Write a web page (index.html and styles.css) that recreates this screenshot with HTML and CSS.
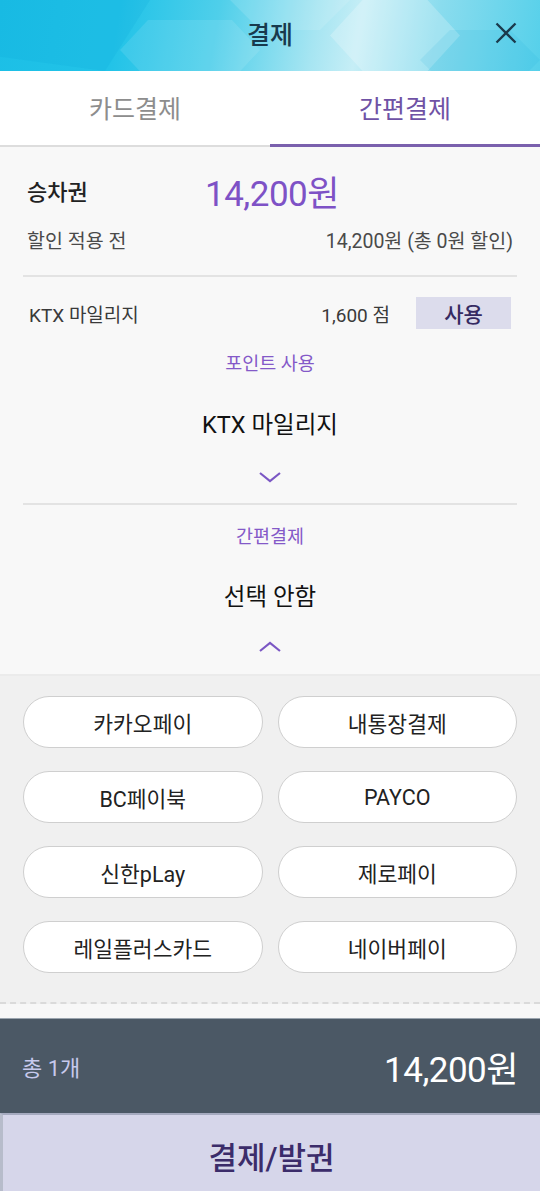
FILE: index.html
```html
<!DOCTYPE html>
<html lang="ko">
<head>
<meta charset="utf-8">
<link rel="stylesheet" href="styles.css">
</head>
<body>
<div class="page">
  <header class="header">
    <div class="poly poly1"></div>
    <div class="poly poly2"></div>
    <div class="poly poly3"></div>
    <div class="poly poly4"></div>
    <div class="poly poly5"></div>
    <h1 class="title">결제</h1>
    <button class="close" aria-label="닫기">
      <svg width="24" height="24" viewBox="0 0 24 24"><path d="M2.5 2.5L21.5 21.5M21.5 2.5L2.5 21.5" stroke="#1b3a4c" stroke-width="2.3" fill="none"/></svg>
    </button>
  </header>
  <nav class="tabs">
    <div class="tab">카드결제</div>
    <div class="tab active">간편결제</div>
  </nav>
  <section class="content">
    <div class="fare-row">
      <span class="fare-label">승차권</span>
      <span class="fare-price">14,200원</span>
    </div>
    <div class="info-row">
      <span>할인 적용 전</span>
      <span>14,200원 (총 0원 할인)</span>
    </div>
    <div class="divider"></div>
    <div class="mile-row">
      <span class="mile-label">KTX 마일리지</span>
      <span class="mile-point">1,600 점</span>
      <button class="use-btn">사용</button>
    </div>
    <div class="picker first">
      <div class="picker-label">포인트 사용</div>
      <div class="picker-value">KTX 마일리지</div>
      <svg class="chev" width="24" height="14" viewBox="0 0 24 14"><path d="M2 3L12 11L22 3" stroke="#7b57c4" stroke-width="2.2" fill="none"/></svg>
    </div>
    <div class="divider"></div>
    <div class="picker second">
      <div class="picker-label">간편결제</div>
      <div class="picker-value">선택 안함</div>
      <svg class="chev" width="24" height="14" viewBox="0 0 24 14"><path d="M2 11L12 3L22 11" stroke="#7b57c4" stroke-width="2.2" fill="none"/></svg>
    </div>
  </section>
  <section class="pay-options">
    <div class="grid">
      <button class="opt">카카오페이</button>
      <button class="opt">내통장결제</button>
      <button class="opt">BC페이북</button>
      <button class="opt">PAYCO</button>
      <button class="opt">신한pLay</button>
      <button class="opt">제로페이</button>
      <button class="opt">레일플러스카드</button>
      <button class="opt">네이버페이</button>
    </div>
  </section>
  <div class="spacer"></div>
  <footer class="total">
    <span class="total-count">총 1개</span>
    <span class="total-price">14,200원</span>
  </footer>
  <button class="pay-btn">결제/발권</button>
</div>
</body>
</html>
```

FILE: styles.css
```css
* { box-sizing: border-box; }
html, body { margin: 0; padding: 0; }
body {
  font-family: Roboto, "Noto Sans CJK KR", sans-serif;
  background: #fff;
  width: 540px;
  height: 1191px;
  overflow: hidden;
}
button { font-family: inherit; }
.page { display: flex; flex-direction: column; height: 1191px; }

.header {
  position: relative;
  height: 71px;
  flex: none;
  overflow: hidden;
  display: flex;
  align-items: center;
  justify-content: center;
  background: linear-gradient(100deg, #1cbfe6 0%, #22c3e8 22%, #4fcfea 40%, #a6e5f2 58%, #c6eef6 66%, #8adcee 80%, #55d0ea 100%);
}
.poly { position: absolute; background: #ffffff; }
.poly1 { left: 0; top: 0; width: 150px; height: 71px; background: #0aa6d6; opacity: 0.18; clip-path: polygon(0 0, 100% 0, 70% 100%, 0 80%); }
.poly2 { left: 120px; top: 20px; width: 140px; height: 60px; opacity: 0.10; clip-path: polygon(20% 0, 80% 0, 100% 50%, 80% 100%, 20% 100%, 0 50%); }
.poly3 { left: 330px; top: 0; width: 130px; height: 71px; opacity: 0.22; clip-path: polygon(25% 0, 75% 0, 100% 50%, 75% 100%, 25% 100%, 0 50%); }
.poly4 { left: 420px; top: 30px; width: 120px; height: 60px; background: #0aa6d6; opacity: 0.10; clip-path: polygon(25% 0, 75% 0, 100% 50%, 75% 100%, 25% 100%, 0 50%); }
.poly5 { left: 230px; top: -30px; width: 120px; height: 60px; opacity: 0.12; clip-path: polygon(25% 0, 75% 0, 100% 50%, 75% 100%, 25% 100%, 0 50%); }
.title {
  position: relative;
  margin: 0;
  font-size: 25px;
  line-height: 30px;
  font-weight: 500;
  color: #183a4d;
}
.close {
  position: absolute;
  right: 22px;
  top: 21px;
  width: 24px;
  height: 24px;
  padding: 0;
  border: 0;
  background: none;
}

.tabs {
  display: flex;
  height: 76px;
  flex: none;
  background: #fff;
}
.tab {
  flex: 1;
  display: flex;
  align-items: center;
  justify-content: center;
  font-size: 25px;
  color: #8d8d8d;
  border-bottom: 2px solid #dddddd;
  padding-bottom: 2px;
}
.tab.active {
  color: #6f52a5;
  border-bottom: 3px solid #7a60ad;
  padding-bottom: 1px;
}

.content {
  background: #f8f8f8;
  padding: 0 23px 20px;
  flex: none;
  border-bottom: 2px solid #ebebeb;
}
.fare-row {
  display: flex;
  align-items: center;
  height: 86px;
  padding: 0 0 0 4px;
}
.fare-label { font-size: 22px; color: #222; width: 178px; font-weight: 500; }
.fare-price { font-size: 35px; color: #7e52c6; letter-spacing: -0.5px; }
.info-row {
  display: flex;
  justify-content: space-between;
  height: 42px;
  font-size: 19.5px;
  line-height: 22px;
  color: #4a4a4a;
  padding: 0 4px;
  margin-top: -2px;
}
.info-row + .divider { margin-top: 2px; }
.divider { height: 2px; background: #e3e3e3; }
.mile-row {
  display: flex;
  align-items: center;
  height: 72px;
  padding: 0 6px;
  font-size: 19px;
  color: #3a3a3a;
  margin-bottom: 2px;
}
.mile-label { flex: 1; }
.mile-point { margin-right: 26px; }
.use-btn {
  width: 95px;
  height: 32px;
  border: 0;
  background: #dcdcec;
  color: #352a62;
  font-size: 21px;
  font-weight: 500;
  padding: 0;
}
.picker {
  display: flex;
  flex-direction: column;
  align-items: center;
}
.picker.first { padding-top: 3px; padding-bottom: 19px; }
.picker.second { padding-top: 22px; }
.picker-label { font-size: 18.5px; line-height: 20px; color: #8459c8; }
.picker-value { font-size: 23.5px; line-height: 30px; color: #111; margin-top: 36px; }
.picker.second .picker-value { margin-top: 35px; }
.chev { display: block; margin-top: 30px; }
.picker.second .chev { margin-top: 28px; }

.pay-options {
  background: #f0f0f0;
  padding: 20px 23px 29px;
  flex: none;
  border-bottom: 2px dashed #dadada;
}
.grid {
  display: grid;
  grid-template-columns: 1fr 1fr;
  column-gap: 15px;
  row-gap: 23px;
}
.opt {
  height: 52px;
  border-radius: 26px;
  border: 1.5px solid #cfcfcf;
  background: #fff;
  font-size: 21.5px;
  color: #222;
  padding: 0;
}
.spacer { height: 15px; background: #f7f7f7; flex: none; border-bottom: 1px solid #9aa4ae; }
.total {
  background: #4b5865;
  height: 94px;
  flex: none;
  display: flex;
  justify-content: space-between;
  align-items: center;
  padding: 0 22px;
}
.total-count { font-size: 22px; color: #c7c9ec; }
.total-price { font-size: 35px; color: #fff; letter-spacing: -0.5px; }
.pay-btn {
  flex: 1;
  border: 0;
  border-top: 2px solid #a5aabf;
  border-left: 3px solid #b7bccb;
  background: #d6d6ea;
  color: #3b2c6a;
  font-size: 31px;
  font-weight: 500;
  padding: 4px 0 0;
}
```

## Written request
Write out the listing above exactly as it stands, pictures excluded.

## Expected answer
Write a web page (index.html and styles.css) that recreates this screenshot with HTML and CSS.
FILE: index.html
```html
<!DOCTYPE html>
<html lang="ko">
<head>
<meta charset="utf-8">
<link rel="stylesheet" href="styles.css">
</head>
<body>
<div class="page">
  <header class="header">
    <div class="poly poly1"></div>
    <div class="poly poly2"></div>
    <div class="poly poly3"></div>
    <div class="poly poly4"></div>
    <div class="poly poly5"></div>
    <h1 class="title">결제</h1>
    <button class="close" aria-label="닫기">
      <svg width="24" height="24" viewBox="0 0 24 24"><path d="M2.5 2.5L21.5 21.5M21.5 2.5L2.5 21.5" stroke="#1b3a4c" stroke-width="2.3" fill="none"/></svg>
    </button>
  </header>
  <nav class="tabs">
    <div class="tab">카드결제</div>
    <div class="tab active">간편결제</div>
  </nav>
  <section class="content">
    <div class="fare-row">
      <span class="fare-label">승차권</span>
      <span class="fare-price">14,200원</span>
    </div>
    <div class="info-row">
      <span>할인 적용 전</span>
      <span>14,200원 (총 0원 할인)</span>
    </div>
    <div class="divider"></div>
    <div class="mile-row">
      <span class="mile-label">KTX 마일리지</span>
      <span class="mile-point">1,600 점</span>
      <button class="use-btn">사용</button>
    </div>
    <div class="picker first">
      <div class="picker-label">포인트 사용</div>
      <div class="picker-value">KTX 마일리지</div>
      <svg class="chev" width="24" height="14" viewBox="0 0 24 14"><path d="M2 3L12 11L22 3" stroke="#7b57c4" stroke-width="2.2" fill="none"/></svg>
    </div>
    <div class="divider"></div>
    <div class="picker second">
      <div class="picker-label">간편결제</div>
      <div class="picker-value">선택 안함</div>
      <svg class="chev" width="24" height="14" viewBox="0 0 24 14"><path d="M2 11L12 3L22 11" stroke="#7b57c4" stroke-width="2.2" fill="none"/></svg>
    </div>
  </section>
  <section class="pay-options">
    <div class="grid">
      <button class="opt">카카오페이</button>
      <button class="opt">내통장결제</button>
      <button class="opt">BC페이북</button>
      <button class="opt">PAYCO</button>
      <button class="opt">신한pLay</button>
      <button class="opt">제로페이</button>
      <button class="opt">레일플러스카드</button>
      <button class="opt">네이버페이</button>
    </div>
  </section>
  <div class="spacer"></div>
  <footer class="total">
    <span class="total-count">총 1개</span>
    <span class="total-price">14,200원</span>
  </footer>
  <button class="pay-btn">결제/발권</button>
</div>
</body>
</html>
```

FILE: styles.css
```css
* { box-sizing: border-box; }
html, body { margin: 0; padding: 0; }
body {
  font-family: Roboto, "Noto Sans CJK KR", sans-serif;
  background: #fff;
  width: 540px;
  height: 1191px;
  overflow: hidden;
}
button { font-family: inherit; }
.page { display: flex; flex-direction: column; height: 1191px; }

.header {
  position: relative;
  height: 71px;
  flex: none;
  overflow: hidden;
  display: flex;
  align-items: center;
  justify-content: center;
  background: linear-gradient(100deg, #1cbfe6 0%, #22c3e8 22%, #4fcfea 40%, #a6e5f2 58%, #c6eef6 66%, #8adcee 80%, #55d0ea 100%);
}
.poly { position: absolute; background: #ffffff; }
.poly1 { left: 0; top: 0; width: 150px; height: 71px; background: #0aa6d6; opacity: 0.18; clip-path: polygon(0 0, 100% 0, 70% 100%, 0 80%); }
.poly2 { left: 120px; top: 20px; width: 140px; height: 60px; opacity: 0.10; clip-path: polygon(20% 0, 80% 0, 100% 50%, 80% 100%, 20% 100%, 0 50%); }
.poly3 { left: 330px; top: 0; width: 130px; height: 71px; opacity: 0.22; clip-path: polygon(25% 0, 75% 0, 100% 50%, 75% 100%, 25% 100%, 0 50%); }
.poly4 { left: 420px; top: 30px; width: 120px; height: 60px; background: #0aa6d6; opacity: 0.10; clip-path: polygon(25% 0, 75% 0, 100% 50%, 75% 100%, 25% 100%, 0 50%); }
.poly5 { left: 230px; top: -30px; width: 120px; height: 60px; opacity: 0.12; clip-path: polygon(25% 0, 75% 0, 100% 50%, 75% 100%, 25% 100%, 0 50%); }
.title {
  position: relative;
  margin: 0;
  font-size: 25px;
  line-height: 30px;
  font-weight: 500;
  color: #183a4d;
}
.close {
  position: absolute;
  right: 22px;
  top: 21px;
  width: 24px;
  height: 24px;
  padding: 0;
  border: 0;
  background: none;
}

.tabs {
  display: flex;
  height: 76px;
  flex: none;
  background: #fff;
}
.tab {
  flex: 1;
  display: flex;
  align-items: center;
  justify-content: center;
  font-size: 25px;
  color: #8d8d8d;
  border-bottom: 2px solid #dddddd;
  padding-bottom: 2px;
}
.tab.active {
  color: #6f52a5;
  border-bottom: 3px solid #7a60ad;
  padding-bottom: 1px;
}

.content {
  background: #f8f8f8;
  padding: 0 23px 20px;
  flex: none;
  border-bottom: 2px solid #ebebeb;
}
.fare-row {
  display: flex;
  align-items: center;
  height: 86px;
  padding: 0 0 0 4px;
}
.fare-label { font-size: 22px; color: #222; width: 178px; font-weight: 500; }
.fare-price { font-size: 35px; color: #7e52c6; letter-spacing: -0.5px; }
.info-row {
  display: flex;
  justify-content: space-between;
  height: 42px;
  font-size: 19.5px;
  line-height: 22px;
  color: #4a4a4a;
  padding: 0 4px;
  margin-top: -2px;
}
.info-row + .divider { margin-top: 2px; }
.divider { height: 2px; background: #e3e3e3; }
.mile-row {
  display: flex;
  align-items: center;
  height: 72px;
  padding: 0 6px;
  font-size: 19px;
  color: #3a3a3a;
  margin-bottom: 2px;
}
.mile-label { flex: 1; }
.mile-point { margin-right: 26px; }
.use-btn {
  width: 95px;
  height: 32px;
  border: 0;
  background: #dcdcec;
  color: #352a62;
  font-size: 21px;
  font-weight: 500;
  padding: 0;
}
.picker {
  display: flex;
  flex-direction: column;
  align-items: center;
}
.picker.first { padding-top: 3px; padding-bottom: 19px; }
.picker.second { padding-top: 22px; }
.picker-label { font-size: 18.5px; line-height: 20px; color: #8459c8; }
.picker-value { font-size: 23.5px; line-height: 30px; color: #111; margin-top: 36px; }
.picker.second .picker-value { margin-top: 35px; }
.chev { display: block; margin-top: 30px; }
.picker.second .chev { margin-top: 28px; }

.pay-options {
  background: #f0f0f0;
  padding: 20px 23px 29px;
  flex: none;
  border-bottom: 2px dashed #dadada;
}
.grid {
  display: grid;
  grid-template-columns: 1fr 1fr;
  column-gap: 15px;
  row-gap: 23px;
}
.opt {
  height: 52px;
  border-radius: 26px;
  border: 1.5px solid #cfcfcf;
  background: #fff;
  font-size: 21.5px;
  color: #222;
  padding: 0;
}
.spacer { height: 15px; background: #f7f7f7; flex: none; border-bottom: 1px solid #9aa4ae; }
.total {
  background: #4b5865;
  height: 94px;
  flex: none;
  display: flex;
  justify-content: space-between;
  align-items: center;
  padding: 0 22px;
}
.total-count { font-size: 22px; color: #c7c9ec; }
.total-price { font-size: 35px; color: #fff; letter-spacing: -0.5px; }
.pay-btn {
  flex: 1;
  border: 0;
  border-top: 2px solid #a5aabf;
  border-left: 3px solid #b7bccb;
  background: #d6d6ea;
  color: #3b2c6a;
  font-size: 31px;
  font-weight: 500;
  padding: 4px 0 0;
}
```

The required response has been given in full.